→ **To do**: Would you retype, exactly and without the pictures, the lines between the line holding "Recreate this image as a component" and the line holding "string; value: string;", inclusive, and nothing else?

□ □ □

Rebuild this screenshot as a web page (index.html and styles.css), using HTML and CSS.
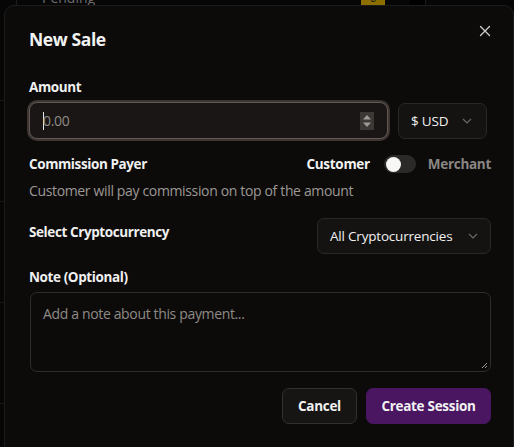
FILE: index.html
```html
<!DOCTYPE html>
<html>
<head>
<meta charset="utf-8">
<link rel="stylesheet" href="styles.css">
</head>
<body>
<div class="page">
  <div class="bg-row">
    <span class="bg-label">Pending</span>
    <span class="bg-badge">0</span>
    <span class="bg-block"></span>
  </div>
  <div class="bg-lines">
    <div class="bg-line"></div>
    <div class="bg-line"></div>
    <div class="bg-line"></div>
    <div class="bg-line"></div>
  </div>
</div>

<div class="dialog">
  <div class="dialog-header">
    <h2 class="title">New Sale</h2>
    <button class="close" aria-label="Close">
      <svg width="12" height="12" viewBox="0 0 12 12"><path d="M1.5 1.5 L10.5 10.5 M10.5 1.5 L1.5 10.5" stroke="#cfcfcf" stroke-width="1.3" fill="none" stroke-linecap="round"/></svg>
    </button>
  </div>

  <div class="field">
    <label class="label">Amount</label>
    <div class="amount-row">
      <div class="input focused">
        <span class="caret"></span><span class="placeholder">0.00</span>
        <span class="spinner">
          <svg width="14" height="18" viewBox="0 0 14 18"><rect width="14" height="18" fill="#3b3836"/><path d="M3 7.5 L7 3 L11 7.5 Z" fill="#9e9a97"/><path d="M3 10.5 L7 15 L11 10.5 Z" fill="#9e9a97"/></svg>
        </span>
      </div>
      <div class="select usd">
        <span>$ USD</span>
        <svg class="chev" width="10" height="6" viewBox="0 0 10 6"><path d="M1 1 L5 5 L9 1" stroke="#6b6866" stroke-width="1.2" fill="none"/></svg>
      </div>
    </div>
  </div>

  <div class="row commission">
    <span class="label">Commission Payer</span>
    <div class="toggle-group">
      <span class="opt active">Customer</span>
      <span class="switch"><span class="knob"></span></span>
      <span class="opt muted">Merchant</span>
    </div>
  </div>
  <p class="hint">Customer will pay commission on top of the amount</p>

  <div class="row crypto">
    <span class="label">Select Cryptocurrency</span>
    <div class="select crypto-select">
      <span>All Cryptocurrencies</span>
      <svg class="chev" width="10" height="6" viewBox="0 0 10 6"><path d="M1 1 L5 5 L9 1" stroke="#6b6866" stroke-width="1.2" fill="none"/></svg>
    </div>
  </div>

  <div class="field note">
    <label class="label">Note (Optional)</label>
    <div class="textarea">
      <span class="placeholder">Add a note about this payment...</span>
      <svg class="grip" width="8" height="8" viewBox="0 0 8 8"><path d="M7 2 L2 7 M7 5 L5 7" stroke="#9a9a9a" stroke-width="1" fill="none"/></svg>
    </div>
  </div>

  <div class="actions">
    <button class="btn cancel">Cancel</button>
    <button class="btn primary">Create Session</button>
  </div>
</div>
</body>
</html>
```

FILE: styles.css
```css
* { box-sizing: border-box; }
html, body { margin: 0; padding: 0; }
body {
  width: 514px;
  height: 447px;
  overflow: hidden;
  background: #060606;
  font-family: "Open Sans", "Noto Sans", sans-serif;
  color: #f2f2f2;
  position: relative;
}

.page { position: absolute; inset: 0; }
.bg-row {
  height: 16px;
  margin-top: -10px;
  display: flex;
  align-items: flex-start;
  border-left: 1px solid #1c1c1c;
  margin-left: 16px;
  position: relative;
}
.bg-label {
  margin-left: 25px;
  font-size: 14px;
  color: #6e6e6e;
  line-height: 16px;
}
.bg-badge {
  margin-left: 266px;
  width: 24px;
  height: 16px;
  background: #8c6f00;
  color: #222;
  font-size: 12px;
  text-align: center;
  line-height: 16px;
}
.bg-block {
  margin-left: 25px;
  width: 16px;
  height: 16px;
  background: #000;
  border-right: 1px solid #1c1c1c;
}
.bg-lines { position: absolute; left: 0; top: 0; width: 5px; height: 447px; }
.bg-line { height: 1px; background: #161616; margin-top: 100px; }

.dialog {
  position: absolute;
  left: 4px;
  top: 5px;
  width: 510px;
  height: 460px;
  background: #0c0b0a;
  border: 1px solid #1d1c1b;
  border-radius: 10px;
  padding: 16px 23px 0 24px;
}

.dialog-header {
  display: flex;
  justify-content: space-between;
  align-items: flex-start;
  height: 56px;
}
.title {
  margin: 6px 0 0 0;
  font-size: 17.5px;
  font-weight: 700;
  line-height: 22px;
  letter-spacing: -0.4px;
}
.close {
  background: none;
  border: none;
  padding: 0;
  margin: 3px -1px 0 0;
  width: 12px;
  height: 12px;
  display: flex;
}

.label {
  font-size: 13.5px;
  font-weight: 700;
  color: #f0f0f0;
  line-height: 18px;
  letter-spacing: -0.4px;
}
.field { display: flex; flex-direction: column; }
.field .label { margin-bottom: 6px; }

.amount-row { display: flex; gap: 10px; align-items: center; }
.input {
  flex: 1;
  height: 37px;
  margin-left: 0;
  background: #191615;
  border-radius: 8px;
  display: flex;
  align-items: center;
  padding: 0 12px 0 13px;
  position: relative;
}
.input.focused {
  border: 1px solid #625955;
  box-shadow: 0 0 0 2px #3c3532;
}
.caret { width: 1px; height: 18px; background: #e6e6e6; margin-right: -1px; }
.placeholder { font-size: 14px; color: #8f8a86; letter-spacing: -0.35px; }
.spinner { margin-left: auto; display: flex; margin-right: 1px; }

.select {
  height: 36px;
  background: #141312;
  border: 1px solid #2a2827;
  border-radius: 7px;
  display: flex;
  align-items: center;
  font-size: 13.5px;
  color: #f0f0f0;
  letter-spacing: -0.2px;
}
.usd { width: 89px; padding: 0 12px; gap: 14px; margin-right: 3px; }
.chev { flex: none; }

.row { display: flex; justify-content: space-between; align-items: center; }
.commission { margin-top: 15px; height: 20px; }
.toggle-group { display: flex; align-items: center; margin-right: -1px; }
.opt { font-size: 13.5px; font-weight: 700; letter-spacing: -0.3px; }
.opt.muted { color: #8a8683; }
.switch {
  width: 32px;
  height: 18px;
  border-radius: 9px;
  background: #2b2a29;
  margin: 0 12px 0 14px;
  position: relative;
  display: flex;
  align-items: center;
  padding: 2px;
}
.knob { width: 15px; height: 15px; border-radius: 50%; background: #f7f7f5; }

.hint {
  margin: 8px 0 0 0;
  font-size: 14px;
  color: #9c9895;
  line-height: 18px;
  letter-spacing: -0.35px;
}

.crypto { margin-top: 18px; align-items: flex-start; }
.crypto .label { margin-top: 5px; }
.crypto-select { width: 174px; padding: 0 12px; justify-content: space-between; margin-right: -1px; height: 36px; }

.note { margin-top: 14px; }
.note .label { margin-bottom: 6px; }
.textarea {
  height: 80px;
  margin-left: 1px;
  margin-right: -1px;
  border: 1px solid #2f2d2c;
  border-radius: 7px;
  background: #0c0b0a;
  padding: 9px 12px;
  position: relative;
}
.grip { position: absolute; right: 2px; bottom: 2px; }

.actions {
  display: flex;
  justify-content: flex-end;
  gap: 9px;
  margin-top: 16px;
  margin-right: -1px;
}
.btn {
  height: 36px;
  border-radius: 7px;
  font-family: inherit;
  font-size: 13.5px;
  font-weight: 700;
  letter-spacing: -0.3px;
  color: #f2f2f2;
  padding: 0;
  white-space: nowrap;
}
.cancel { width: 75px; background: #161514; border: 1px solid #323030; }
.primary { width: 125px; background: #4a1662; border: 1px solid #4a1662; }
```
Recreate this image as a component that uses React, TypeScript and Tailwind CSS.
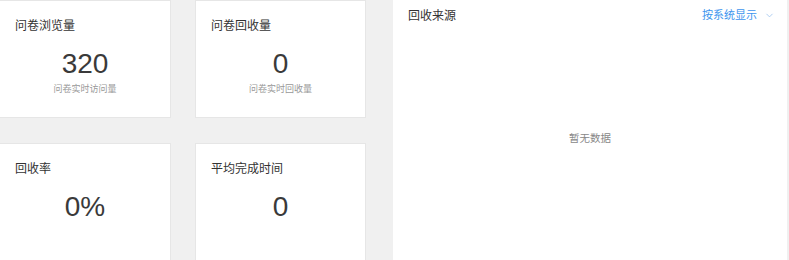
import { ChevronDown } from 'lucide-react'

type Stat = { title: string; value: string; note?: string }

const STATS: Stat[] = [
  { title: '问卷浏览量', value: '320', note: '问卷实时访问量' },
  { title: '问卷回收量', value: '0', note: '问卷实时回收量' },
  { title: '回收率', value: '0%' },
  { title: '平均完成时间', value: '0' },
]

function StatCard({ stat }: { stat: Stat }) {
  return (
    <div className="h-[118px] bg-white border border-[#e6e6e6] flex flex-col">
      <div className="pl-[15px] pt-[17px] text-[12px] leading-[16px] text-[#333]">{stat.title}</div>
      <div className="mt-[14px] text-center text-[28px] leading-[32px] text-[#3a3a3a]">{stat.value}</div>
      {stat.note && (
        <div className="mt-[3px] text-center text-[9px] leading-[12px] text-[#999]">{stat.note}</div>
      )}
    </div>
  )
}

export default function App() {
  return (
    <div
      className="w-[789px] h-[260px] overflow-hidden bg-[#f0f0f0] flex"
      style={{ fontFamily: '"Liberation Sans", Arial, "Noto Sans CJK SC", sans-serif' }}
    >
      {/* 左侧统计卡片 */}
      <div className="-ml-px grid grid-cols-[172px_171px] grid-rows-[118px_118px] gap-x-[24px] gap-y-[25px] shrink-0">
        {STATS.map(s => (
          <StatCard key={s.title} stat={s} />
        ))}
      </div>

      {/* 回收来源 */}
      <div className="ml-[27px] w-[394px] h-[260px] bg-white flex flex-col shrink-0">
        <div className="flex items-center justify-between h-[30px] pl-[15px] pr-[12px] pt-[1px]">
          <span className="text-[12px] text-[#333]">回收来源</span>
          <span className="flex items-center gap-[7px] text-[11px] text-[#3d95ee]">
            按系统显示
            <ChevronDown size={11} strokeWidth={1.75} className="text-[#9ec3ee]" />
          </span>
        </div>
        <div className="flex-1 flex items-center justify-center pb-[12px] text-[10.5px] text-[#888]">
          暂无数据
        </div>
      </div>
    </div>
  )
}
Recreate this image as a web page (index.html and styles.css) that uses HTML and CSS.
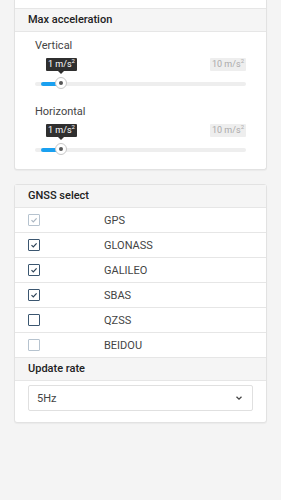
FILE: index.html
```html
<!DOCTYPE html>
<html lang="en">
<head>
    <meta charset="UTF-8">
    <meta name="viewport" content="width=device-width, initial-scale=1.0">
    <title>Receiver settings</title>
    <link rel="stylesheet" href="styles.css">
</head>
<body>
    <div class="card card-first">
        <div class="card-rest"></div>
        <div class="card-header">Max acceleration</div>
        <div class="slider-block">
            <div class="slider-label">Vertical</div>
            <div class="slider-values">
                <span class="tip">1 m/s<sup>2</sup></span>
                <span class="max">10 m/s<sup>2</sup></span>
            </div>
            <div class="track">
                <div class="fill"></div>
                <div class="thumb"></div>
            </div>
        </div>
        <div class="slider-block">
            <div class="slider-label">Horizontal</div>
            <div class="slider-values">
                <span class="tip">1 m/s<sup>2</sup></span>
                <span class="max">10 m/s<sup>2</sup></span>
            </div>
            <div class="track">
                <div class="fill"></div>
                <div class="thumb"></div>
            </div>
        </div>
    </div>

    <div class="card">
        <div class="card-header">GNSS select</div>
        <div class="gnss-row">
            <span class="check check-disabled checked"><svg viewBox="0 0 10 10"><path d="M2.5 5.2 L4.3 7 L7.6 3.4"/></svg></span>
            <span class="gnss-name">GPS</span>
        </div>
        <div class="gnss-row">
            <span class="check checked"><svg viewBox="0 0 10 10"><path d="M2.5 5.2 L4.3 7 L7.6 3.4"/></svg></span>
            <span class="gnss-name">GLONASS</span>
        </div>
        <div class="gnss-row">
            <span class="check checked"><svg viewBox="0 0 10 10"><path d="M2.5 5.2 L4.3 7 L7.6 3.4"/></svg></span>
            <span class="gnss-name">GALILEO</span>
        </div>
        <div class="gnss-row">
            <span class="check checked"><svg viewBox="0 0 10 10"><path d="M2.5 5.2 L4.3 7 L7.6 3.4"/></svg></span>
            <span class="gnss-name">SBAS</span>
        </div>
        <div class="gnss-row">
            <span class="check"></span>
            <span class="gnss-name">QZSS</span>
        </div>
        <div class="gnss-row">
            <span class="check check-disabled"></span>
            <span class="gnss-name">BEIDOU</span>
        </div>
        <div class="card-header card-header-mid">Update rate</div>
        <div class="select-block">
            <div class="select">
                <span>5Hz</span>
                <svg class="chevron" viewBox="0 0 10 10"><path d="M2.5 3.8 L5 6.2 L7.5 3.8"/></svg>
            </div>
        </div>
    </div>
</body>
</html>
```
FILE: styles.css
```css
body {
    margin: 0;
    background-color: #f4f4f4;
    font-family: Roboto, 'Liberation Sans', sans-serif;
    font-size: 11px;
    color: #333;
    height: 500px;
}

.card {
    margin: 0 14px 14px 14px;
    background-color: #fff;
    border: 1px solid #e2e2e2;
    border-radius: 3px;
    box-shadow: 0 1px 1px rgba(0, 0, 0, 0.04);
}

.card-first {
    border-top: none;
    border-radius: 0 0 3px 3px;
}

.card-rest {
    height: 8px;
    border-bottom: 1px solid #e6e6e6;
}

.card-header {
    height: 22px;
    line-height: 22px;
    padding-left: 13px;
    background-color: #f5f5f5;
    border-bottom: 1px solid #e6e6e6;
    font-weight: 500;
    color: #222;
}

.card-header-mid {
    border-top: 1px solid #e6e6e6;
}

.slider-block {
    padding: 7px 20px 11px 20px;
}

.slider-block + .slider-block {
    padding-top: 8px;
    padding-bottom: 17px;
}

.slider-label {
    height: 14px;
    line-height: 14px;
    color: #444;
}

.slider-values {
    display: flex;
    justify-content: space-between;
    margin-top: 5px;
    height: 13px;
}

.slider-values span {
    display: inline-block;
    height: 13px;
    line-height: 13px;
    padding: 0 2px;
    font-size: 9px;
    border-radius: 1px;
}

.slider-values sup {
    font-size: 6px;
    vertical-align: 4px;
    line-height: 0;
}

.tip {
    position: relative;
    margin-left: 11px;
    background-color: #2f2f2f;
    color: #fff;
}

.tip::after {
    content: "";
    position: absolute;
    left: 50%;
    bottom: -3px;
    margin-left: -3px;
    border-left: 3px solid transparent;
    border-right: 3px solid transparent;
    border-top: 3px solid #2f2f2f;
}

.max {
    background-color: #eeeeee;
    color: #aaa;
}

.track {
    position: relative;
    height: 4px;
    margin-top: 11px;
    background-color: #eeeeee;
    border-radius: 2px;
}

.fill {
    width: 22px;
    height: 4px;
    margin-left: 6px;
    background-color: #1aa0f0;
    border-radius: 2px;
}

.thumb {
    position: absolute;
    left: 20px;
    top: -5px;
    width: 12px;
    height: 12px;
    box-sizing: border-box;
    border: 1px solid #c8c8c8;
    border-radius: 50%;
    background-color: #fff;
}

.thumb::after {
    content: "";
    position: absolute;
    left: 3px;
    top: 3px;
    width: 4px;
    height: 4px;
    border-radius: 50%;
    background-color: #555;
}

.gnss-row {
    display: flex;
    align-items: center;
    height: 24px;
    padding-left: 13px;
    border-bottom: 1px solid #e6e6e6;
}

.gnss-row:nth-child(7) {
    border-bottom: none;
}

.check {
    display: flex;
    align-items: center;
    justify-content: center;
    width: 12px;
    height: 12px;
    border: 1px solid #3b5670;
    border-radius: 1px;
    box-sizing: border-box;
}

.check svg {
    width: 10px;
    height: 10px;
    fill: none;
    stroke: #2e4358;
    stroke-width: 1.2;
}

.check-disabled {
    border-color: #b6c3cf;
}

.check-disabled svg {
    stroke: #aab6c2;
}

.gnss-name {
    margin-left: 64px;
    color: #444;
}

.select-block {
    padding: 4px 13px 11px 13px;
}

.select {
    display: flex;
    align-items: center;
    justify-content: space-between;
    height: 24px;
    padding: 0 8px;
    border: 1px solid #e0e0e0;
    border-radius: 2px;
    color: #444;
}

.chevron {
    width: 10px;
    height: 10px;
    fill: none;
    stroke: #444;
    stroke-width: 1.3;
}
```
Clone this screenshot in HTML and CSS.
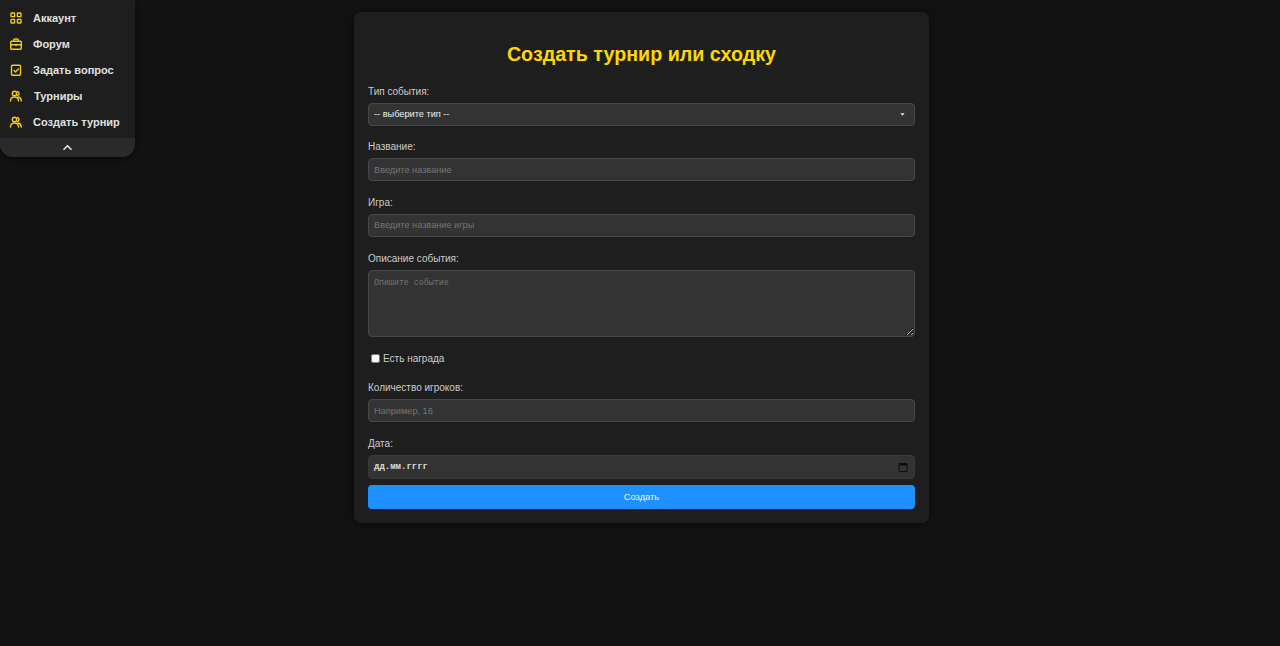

□ □ □

→ **Task output**:
Recreate this image as a component that uses React, TypeScript and Tailwind CSS.
import { ChevronDown } from 'lucide-react'

type Stat = { title: string; value: string; note?: string }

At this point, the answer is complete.